The above command is for some of the most noble and best people who ever lived on this planet earth; the companions of the Prophet, and the chaste and noble wives of the Prophet of Allah (saws). Allah commands the companions of the Prophet (saws) that if they have to ask for something from the wives of the Prophet (saws), they should do so from behind a veil or a curtain, because this way is better and purer for both, the companions and the wives of the Prophet (saws). No people could have controlled their emotions and feared Allah more than the noble companions and the chaste wives of the Prophet (saws); but even to such noble souls, Allah has commanded that it is purer and better that if they need to talk to the wives of the Prophet (saws), they should do so from behind a veil or barrier.

 

For those who claim that their intentions are ‘pure’ when they talk or interact with non-mehram members of the opposite sex, they should know that no human beings who ever walked on this planet earth other than the Prophets of Allah were purer or feared Allah more than the noble and chaste wives and the noble companions of the Last Prophet of Allah (saws)…but even they were required and commanded by their Lord to abstain from casual interaction with each other!

 

The principle in Islam is that if one’s intentions are ‘pure’, then they should strive to keep them pure and not intentionally put themselves in a situation whereby the Shaytaan may inspire or invite them towards ‘impure’ thoughts.

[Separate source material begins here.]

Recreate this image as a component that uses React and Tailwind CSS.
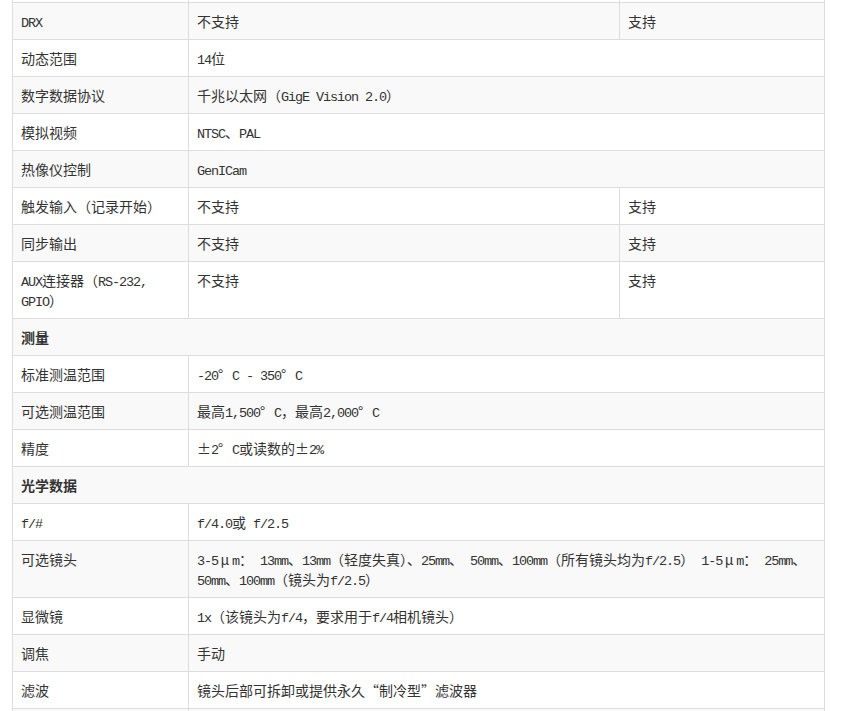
const rows = [
  ["DRX", "不支持", "支持"],
  ["动态范围", "14位"],
  ["数字数据协议", "千兆以太网（GigE Vision 2.0）"],
  ["模拟视频", "NTSC、PAL"],
  ["热像仪控制", "GenICam"],
  ["触发输入（记录开始）", "不支持", "支持"],
  ["同步输出", "不支持", "支持"],
  ["AUX连接器（RS-232,\nGPIO）", "不支持", "支持"],
  { section: "测量" },
  ["标准测温范围", "-20°C - 350°C"],
  ["可选测温范围", "最高1,500°C，最高2,000°C"],
  ["精度", "±2°C或读数的±2%"],
  { section: "光学数据" },
  ["f/#", "f/4.0或 f/2.5"],
  [
    "可选镜头",
    "3-5μm： 13mm、13mm（轻度失真）、25mm、 50mm、100mm（所有镜头均为f/2.5） 1-5μm： 25mm、\n50mm、100mm（镜头为f/2.5）",
  ],
  ["显微镜", "1x（该镜头为f/4，要求用于f/4相机镜头）"],
  ["调焦", "手动"],
  ["滤波", "镜头后部可拆卸或提供永久“制冷型”滤波器"],
];

// SimSun-like look: half-width latin in a mono face, a few symbols full width
function Mixed({ text }) {
  const lines = text.split("\n");
  return lines.map((line, li) => {
    const parts = line.match(/[\x20-\x7e]+|[°±μ“”]|[^\x20-\x7e°±μ“”]+/g) || [];
    return (
      <span key={li}>
        {li > 0 && <br />}
        {parts.map((p, i) => {
          if (/^[\x20-\x7e]+$/.test(p)) {
            return (
              <span
                key={i}
                className="font-['Liberation_Mono',monospace] text-[13.5px] tracking-[-1.1px] leading-[14px]"
              >
                {p}
              </span>
            );
          }
          if (p === "°" || p === "”") {
            return (
              <span key={i} className="inline-block w-[14px] text-left">
                {p}
              </span>
            );
          }
          if (p === "“") {
            return (
              <span key={i} className="inline-block w-[14px] text-right">
                {p}
              </span>
            );
          }
          if (p === "±" || p === "μ") {
            return (
              <span key={i} className="inline-block w-[14px] text-center">
                {p}
              </span>
            );
          }
          return <span key={i}>{p}</span>;
        })}
      </span>
    );
  });
}

const cell = "border-r border-b border-[#dddddd] px-2 py-2";

export default function App() {
  return (
    <div className="bg-white min-h-[711px] pl-[12px] font-['Noto_Sans_CJK_SC',sans-serif] text-[14px] leading-5 text-[#333333]">
      <div className="grid w-[813px] grid-cols-[177px_431px_205px]">
        {/* tail of the row above, cut off by the top edge */}
        <div className="h-[3px] border-l border-r border-b border-[#dddddd] bg-white" />
        <div className="h-[3px] border-r border-b border-[#dddddd] bg-white" />
        <div className="h-[3px] border-r border-b border-[#dddddd] bg-white" />

        {rows.map((r, i) => {
          const bg = i % 2 === 0 ? "bg-[#f9f9f9]" : "bg-white";
          if (r.section) {
            return (
              <div key={i} className={`col-span-3 border-l font-bold ${cell} ${bg}`}>
                {r.section}
              </div>
            );
          }
          return [
            <div key={i + "a"} className={`border-l ${cell} ${bg}`}>
              <Mixed text={r[0]} />
            </div>,
            r.length === 3 ? (
              [
                <div key={i + "b"} className={`${cell} ${bg}`}>
                  <Mixed text={r[1]} />
                </div>,
                <div key={i + "c"} className={`${cell} ${bg}`}>
                  <Mixed text={r[2]} />
                </div>,
              ]
            ) : (
              <div key={i + "b"} className={`col-span-2 ${cell} ${bg}`}>
                <Mixed text={r[1]} />
              </div>
            ),
          ];
        })}

        <div className="h-[36px] border-l border-r border-b border-[#dddddd] bg-[#f9f9f9]" />
        <div className="col-span-2 h-[36px] border-r border-b border-[#dddddd] bg-[#f9f9f9]" />
      </div>
    </div>
  );
}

A similitude of this guidance would be when one wears pure and clean clothes, one makes sure that his clothes remain pure and clean and one who is careful would not intentionally put himself in a situation where the purity or cleanliness of his clothes are harmed.

 

Your Question: my question is: is it lawful to chat with na-mehram on the topic of only "Islam".
There is absolutely no harm if one wishes to consult or ask a learned person or a scholar about some particular aspect of the deen; but to ‘chat’ or develop a casual friendship or relationship with a non-mehram in the guise of learning the deen, or hold a casual ‘chat’ about other things which has little to do with seeking knowledge and more to do with developing a relationship would be absolutely against the principles of decency, righteousness, and piety which the deen of Islam encourages and upholds.

 

Whatever written of Truth and benefit is only due to Allah’s Assistance and Guidance, and whatever of error is of me alone. Allah Alone Knows Best and He is the Only Source of Strength.